▸ **SUPPLIED DATA**
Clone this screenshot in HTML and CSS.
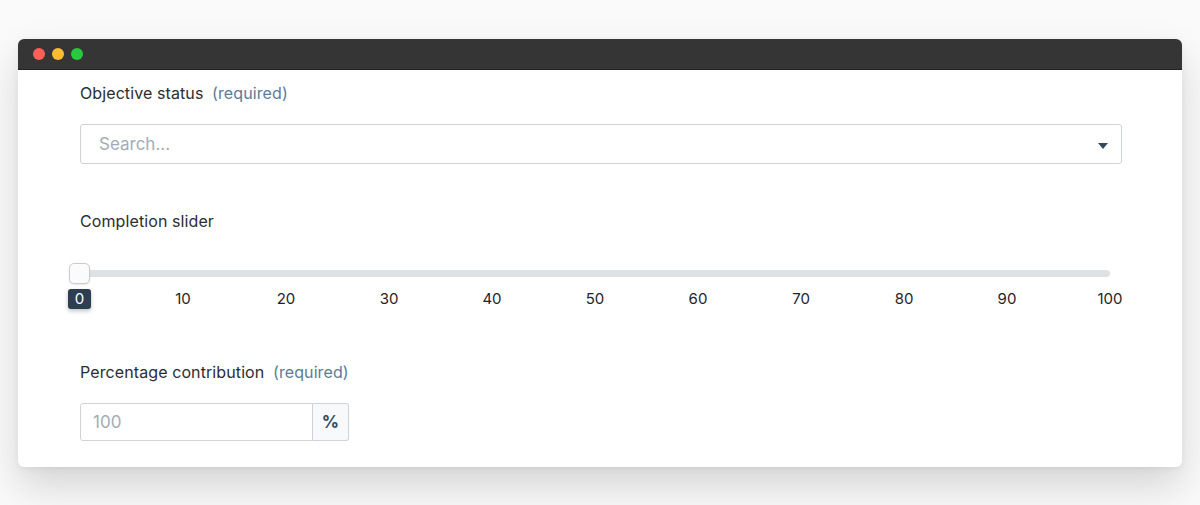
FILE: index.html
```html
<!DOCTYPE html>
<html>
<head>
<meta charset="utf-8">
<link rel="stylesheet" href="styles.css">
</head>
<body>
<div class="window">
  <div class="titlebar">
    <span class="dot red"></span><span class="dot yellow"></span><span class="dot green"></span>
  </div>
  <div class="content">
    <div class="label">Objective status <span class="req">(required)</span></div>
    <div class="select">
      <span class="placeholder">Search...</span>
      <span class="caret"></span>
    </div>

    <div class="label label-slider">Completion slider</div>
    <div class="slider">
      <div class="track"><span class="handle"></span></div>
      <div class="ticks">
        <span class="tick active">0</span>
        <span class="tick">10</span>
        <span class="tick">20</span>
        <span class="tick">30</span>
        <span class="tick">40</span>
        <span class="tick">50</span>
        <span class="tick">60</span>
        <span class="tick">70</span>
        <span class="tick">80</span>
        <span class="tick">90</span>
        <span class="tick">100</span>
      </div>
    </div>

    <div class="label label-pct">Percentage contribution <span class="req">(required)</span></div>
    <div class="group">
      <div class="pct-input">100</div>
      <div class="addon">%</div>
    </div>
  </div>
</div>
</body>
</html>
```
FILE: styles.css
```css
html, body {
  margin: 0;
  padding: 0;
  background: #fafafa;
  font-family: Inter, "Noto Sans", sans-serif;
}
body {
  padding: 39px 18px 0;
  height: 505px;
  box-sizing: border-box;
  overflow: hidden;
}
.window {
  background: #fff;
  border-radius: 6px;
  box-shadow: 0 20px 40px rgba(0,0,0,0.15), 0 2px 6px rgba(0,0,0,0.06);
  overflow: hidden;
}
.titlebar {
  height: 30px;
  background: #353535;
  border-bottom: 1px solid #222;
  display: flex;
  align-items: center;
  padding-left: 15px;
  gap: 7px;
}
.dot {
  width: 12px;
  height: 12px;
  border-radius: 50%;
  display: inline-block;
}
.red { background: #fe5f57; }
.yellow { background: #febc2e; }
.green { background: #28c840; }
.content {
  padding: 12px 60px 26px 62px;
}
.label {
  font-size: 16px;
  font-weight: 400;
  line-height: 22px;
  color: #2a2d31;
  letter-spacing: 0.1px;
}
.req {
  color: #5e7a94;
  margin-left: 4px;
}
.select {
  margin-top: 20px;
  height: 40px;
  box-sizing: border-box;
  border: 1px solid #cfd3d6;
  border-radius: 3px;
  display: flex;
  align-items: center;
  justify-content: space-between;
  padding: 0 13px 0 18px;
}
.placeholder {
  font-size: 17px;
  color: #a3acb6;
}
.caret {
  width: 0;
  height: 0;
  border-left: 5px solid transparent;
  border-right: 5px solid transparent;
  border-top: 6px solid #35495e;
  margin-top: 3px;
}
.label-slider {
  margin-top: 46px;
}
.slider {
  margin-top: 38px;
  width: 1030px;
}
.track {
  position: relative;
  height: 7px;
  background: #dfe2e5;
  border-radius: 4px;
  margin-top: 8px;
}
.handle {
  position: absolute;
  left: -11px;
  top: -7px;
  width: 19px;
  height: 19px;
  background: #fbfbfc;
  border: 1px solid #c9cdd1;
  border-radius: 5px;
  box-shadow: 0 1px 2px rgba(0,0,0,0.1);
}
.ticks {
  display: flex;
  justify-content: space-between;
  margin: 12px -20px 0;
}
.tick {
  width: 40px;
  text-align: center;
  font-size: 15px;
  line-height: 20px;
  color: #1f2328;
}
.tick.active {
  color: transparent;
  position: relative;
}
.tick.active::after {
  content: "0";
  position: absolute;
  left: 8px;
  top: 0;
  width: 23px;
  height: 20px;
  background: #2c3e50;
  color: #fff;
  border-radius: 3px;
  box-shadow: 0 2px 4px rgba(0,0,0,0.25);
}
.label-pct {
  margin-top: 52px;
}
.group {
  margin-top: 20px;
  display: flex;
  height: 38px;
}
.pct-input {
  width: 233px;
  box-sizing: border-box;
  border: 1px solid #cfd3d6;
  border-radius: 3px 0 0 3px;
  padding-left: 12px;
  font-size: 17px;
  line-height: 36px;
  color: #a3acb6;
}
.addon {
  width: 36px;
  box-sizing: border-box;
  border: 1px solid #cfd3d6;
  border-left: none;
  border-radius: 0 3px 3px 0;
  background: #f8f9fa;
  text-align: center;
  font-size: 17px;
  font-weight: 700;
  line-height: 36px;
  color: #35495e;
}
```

--

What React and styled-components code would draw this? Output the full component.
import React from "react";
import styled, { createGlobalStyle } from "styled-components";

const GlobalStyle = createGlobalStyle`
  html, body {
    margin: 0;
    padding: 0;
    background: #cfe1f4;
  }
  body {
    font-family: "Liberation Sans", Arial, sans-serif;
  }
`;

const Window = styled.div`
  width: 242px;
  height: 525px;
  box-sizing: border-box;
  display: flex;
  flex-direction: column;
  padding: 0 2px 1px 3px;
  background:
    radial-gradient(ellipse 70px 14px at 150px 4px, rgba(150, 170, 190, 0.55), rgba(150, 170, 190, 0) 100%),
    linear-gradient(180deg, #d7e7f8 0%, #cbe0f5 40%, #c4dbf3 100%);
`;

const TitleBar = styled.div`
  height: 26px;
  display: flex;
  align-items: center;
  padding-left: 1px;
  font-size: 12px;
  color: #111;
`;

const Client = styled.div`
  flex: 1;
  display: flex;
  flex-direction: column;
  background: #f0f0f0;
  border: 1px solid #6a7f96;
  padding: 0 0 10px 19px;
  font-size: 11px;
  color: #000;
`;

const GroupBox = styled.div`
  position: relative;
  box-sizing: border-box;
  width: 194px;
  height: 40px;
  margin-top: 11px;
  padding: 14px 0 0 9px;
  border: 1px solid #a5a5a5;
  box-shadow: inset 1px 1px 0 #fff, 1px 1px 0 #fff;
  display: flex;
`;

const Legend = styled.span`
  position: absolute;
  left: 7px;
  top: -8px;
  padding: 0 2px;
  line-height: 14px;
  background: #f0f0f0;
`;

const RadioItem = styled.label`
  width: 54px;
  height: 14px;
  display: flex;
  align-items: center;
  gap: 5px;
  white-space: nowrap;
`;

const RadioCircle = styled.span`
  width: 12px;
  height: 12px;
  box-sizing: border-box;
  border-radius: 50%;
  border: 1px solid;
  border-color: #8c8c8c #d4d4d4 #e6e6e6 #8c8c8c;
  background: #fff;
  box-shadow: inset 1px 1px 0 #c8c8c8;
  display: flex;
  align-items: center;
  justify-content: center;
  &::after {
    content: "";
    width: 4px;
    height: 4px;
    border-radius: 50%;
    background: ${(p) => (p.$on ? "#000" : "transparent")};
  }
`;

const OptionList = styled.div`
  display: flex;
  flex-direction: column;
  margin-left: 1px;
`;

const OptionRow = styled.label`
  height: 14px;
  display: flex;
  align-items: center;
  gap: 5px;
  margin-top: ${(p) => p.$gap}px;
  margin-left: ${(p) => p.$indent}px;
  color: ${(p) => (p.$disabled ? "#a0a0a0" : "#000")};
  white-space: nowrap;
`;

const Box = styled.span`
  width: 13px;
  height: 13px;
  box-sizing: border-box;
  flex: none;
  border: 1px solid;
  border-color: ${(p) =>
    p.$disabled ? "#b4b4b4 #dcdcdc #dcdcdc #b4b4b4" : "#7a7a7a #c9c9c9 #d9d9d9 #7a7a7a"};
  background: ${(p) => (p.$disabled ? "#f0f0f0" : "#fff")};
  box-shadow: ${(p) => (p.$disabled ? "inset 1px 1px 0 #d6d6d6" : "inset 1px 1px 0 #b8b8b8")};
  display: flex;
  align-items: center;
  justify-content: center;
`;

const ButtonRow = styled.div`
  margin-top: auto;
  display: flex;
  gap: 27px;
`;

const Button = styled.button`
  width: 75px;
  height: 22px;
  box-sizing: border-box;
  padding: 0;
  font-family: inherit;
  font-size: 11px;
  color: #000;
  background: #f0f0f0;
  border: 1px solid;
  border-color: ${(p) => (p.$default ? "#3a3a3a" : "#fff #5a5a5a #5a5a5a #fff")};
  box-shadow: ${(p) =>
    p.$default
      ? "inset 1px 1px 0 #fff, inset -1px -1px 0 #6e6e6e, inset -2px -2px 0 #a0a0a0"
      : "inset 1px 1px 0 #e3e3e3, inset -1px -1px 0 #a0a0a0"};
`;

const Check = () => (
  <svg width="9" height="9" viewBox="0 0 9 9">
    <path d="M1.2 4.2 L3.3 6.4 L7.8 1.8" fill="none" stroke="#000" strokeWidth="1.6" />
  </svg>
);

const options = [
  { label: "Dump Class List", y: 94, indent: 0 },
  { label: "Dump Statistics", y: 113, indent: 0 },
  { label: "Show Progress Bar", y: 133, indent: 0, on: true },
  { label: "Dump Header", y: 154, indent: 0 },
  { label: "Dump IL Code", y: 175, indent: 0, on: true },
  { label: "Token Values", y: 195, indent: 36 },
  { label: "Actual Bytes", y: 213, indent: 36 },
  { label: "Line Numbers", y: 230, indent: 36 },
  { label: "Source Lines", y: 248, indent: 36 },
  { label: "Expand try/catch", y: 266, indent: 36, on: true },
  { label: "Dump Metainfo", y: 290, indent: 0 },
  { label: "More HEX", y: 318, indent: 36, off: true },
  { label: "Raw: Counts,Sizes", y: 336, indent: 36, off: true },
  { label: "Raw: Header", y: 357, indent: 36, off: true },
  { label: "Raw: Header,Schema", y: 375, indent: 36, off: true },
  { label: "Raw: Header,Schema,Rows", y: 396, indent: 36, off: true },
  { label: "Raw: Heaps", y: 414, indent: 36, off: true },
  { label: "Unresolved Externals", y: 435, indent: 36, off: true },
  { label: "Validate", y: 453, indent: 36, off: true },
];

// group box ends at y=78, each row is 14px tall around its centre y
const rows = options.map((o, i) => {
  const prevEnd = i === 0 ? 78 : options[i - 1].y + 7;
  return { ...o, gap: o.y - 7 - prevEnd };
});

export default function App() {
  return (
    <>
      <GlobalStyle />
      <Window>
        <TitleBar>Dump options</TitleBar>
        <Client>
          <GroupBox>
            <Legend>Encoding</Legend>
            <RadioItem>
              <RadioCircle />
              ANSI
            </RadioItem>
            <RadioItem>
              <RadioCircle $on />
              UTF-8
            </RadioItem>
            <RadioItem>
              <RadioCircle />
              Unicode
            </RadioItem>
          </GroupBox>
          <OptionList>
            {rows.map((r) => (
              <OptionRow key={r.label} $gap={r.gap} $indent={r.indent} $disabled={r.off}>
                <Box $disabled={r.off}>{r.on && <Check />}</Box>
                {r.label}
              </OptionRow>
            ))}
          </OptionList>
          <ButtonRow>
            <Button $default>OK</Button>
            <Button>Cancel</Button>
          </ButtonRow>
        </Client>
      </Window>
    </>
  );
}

...

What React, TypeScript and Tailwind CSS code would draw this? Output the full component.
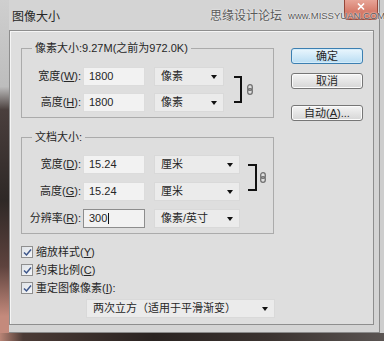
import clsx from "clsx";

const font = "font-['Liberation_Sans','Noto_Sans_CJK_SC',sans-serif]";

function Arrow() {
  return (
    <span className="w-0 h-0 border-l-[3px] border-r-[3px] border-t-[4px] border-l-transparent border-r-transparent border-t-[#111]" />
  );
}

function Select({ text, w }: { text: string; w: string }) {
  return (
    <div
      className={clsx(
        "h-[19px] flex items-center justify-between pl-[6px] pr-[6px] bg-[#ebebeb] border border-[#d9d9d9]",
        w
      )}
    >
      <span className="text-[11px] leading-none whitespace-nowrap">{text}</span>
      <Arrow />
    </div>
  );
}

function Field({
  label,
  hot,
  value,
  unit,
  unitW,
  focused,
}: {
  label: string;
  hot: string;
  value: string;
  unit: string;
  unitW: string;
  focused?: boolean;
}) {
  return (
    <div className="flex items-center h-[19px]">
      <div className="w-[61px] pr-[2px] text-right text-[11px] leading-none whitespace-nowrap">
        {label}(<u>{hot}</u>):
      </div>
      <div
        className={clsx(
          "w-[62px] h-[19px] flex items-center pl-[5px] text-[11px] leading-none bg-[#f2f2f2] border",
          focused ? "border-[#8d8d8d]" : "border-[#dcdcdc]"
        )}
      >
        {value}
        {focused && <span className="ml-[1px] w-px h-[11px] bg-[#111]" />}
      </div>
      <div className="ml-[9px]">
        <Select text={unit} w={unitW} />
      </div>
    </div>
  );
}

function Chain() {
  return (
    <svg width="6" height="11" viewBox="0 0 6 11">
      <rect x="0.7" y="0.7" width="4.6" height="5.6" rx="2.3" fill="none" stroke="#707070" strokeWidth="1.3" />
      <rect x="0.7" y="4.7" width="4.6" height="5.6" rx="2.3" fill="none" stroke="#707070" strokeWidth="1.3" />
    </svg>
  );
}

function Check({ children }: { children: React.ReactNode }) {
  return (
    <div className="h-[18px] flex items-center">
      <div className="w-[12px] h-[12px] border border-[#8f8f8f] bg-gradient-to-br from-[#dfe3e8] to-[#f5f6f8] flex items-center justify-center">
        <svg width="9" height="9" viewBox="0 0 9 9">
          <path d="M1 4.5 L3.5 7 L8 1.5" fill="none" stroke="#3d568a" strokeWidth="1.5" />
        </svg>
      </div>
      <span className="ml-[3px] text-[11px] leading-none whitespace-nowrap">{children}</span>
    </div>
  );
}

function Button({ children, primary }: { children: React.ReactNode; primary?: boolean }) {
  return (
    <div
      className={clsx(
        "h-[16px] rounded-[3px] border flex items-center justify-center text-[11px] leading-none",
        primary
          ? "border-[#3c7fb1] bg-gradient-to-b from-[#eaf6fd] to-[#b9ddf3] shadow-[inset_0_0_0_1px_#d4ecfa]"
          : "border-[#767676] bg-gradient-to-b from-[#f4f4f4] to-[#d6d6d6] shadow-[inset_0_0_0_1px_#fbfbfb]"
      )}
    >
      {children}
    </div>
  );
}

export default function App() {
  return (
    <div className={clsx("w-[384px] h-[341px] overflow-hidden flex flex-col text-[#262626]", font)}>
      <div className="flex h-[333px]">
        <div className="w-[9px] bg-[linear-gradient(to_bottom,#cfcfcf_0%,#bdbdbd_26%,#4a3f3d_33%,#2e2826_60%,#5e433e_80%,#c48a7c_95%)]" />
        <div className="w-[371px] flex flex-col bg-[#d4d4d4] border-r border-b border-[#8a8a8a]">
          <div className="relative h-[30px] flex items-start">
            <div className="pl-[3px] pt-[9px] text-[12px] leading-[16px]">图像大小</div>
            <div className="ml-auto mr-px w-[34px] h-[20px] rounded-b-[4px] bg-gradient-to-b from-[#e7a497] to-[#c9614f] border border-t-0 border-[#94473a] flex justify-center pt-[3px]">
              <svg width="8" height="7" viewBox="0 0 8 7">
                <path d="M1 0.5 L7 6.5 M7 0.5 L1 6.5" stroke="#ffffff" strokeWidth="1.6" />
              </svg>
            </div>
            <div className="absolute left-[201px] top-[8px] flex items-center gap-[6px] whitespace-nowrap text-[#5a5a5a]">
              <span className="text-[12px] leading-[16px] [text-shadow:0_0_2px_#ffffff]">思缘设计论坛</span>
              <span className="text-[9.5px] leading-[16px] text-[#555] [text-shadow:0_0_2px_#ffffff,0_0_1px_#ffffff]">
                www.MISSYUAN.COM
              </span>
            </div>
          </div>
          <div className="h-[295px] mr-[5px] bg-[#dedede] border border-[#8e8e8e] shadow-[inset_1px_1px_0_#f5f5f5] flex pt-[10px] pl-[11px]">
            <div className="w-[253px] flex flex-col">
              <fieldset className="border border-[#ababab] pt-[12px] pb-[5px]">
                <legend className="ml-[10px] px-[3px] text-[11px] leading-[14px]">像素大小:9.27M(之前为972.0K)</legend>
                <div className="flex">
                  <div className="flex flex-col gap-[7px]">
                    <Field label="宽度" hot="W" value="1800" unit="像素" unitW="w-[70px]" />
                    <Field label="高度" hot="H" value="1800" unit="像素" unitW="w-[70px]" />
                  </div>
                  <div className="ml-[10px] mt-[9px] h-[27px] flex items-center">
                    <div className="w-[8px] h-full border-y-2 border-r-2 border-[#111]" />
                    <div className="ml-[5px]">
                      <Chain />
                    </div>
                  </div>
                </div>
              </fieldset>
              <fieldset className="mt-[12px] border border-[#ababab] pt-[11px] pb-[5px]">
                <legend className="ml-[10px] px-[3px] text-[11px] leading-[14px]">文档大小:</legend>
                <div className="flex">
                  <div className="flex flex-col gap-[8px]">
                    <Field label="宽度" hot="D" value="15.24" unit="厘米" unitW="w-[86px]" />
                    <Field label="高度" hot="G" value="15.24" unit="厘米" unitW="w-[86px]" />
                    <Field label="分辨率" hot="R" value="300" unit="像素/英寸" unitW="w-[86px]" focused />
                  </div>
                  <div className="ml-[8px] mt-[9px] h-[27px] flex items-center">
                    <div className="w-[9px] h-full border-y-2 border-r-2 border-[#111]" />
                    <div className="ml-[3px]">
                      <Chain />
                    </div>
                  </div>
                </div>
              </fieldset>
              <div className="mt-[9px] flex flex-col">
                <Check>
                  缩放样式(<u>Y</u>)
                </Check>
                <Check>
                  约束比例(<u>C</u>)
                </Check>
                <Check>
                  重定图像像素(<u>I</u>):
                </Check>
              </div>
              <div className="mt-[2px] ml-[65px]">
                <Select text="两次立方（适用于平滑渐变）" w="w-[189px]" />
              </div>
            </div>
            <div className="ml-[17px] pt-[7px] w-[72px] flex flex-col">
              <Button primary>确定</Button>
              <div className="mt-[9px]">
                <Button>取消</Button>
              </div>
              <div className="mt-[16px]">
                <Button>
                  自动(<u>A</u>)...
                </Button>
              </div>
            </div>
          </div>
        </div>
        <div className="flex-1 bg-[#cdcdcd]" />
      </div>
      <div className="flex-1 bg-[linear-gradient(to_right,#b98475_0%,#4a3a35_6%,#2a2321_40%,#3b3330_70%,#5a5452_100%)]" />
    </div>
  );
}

▸ **WHAT IS NEEDED**
Lines that hold the word "this" are the ones to return, every one of them.

▸ **OUTPUT BELOW**
Clone this screenshot in HTML and CSS.
What React and styled-components code would draw this? Output the full component.
What React, TypeScript and Tailwind CSS code would draw this? Output the full component.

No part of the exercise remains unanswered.